EV’s are more expensive to buy, but they are cheaper to maintain. So, how much does really cost to drive green?
With all sales of new petrol and diesel cars slowly being banned, our driving future is definitely electric. Although the environmental benefits of emission-free driving are obvious, financial advantages can also be achieved. While EV’s can be more expensive than regular vehicles to purchase, they are much cheaper to operate and maintain. For example, you can pay less for charging, maintenance, and taxes. Read on to find out how much does it cost to drive an electric vehicle and how much could you save.
COSTS OF CHARGING
Recharging is the main expense for the electric vehicles. Just like conventional cars needs refueling with petrol or diesel, electric vehicles needs recharging with electricity on a daily basis. There are several things that can affect the price of charging an electric car. Such as whether you are charging at home or in public, and how strong is your electricity.

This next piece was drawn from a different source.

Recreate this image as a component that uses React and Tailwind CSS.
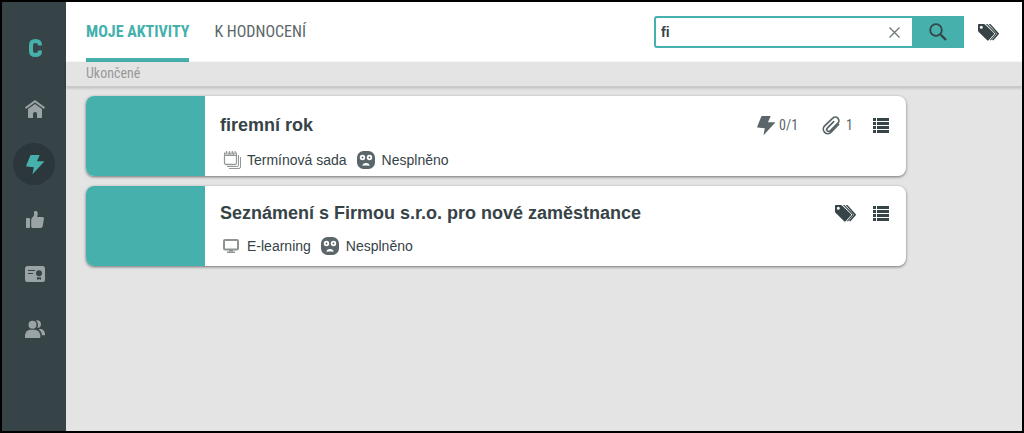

There is an upfront cost for at-home charging, as you will need to pay around 900 €. However, the government subsidy for the purchase of an electric car can compensate for some of this. Which ensures that you pay less.
Charging at public units can be more expensive on an hourly basis. But this is usually because they have a much higher voltage and can charge quicker. Prices can range from 1.70 € per hour charge to around 6 € per 30 minutes using a rapid charger. Which would give you enough power to drive more than 100 km.
With state subsidies for electric vehicles, you may be able to save money on car taxes every year. Many European countries offer complete or temporary tax exemptions or lower tax rates for EV car owners.
Electric cars require less maintenance than internal combustion engine cars. A fully electric car has about 20 moving parts. It does not need oil or grease, and it hardly ever needs servicing. Comparing with regular cars with around 2,000 moving parts, all of which require oil and regular service.
Electric cars use sophisticated technology that is not as regular to petrol or diesel cars. This makes them expensive to repair, so you will tend to find their insurance more expensive. But experts predict that prices will drop more and more as they become commonplace.
Electric vehicles are retaining their value a lot better comparing to regular petrol or diesel cars. But, considering the government’s ban on petrol and diesel vehicles in many countries, it is expected that EVs will begin to lose their value at a faster rate than before.
Electric cars tend to be more expensive to buy than their conventional counterparts. In many cases the total cost of ownership is actually lower. For an electric vehicle you pay more upfront and have an additional cost for an at-home charging unit. There are also certain prices that remain the same whether you are driving petrol or diesel car or an electric car. For example, insurance. But electric vehicles have exemption for road taxes since they do not emit no CO2 at all. Besides the financial aspect, EVs are attractive because they are better for the environment.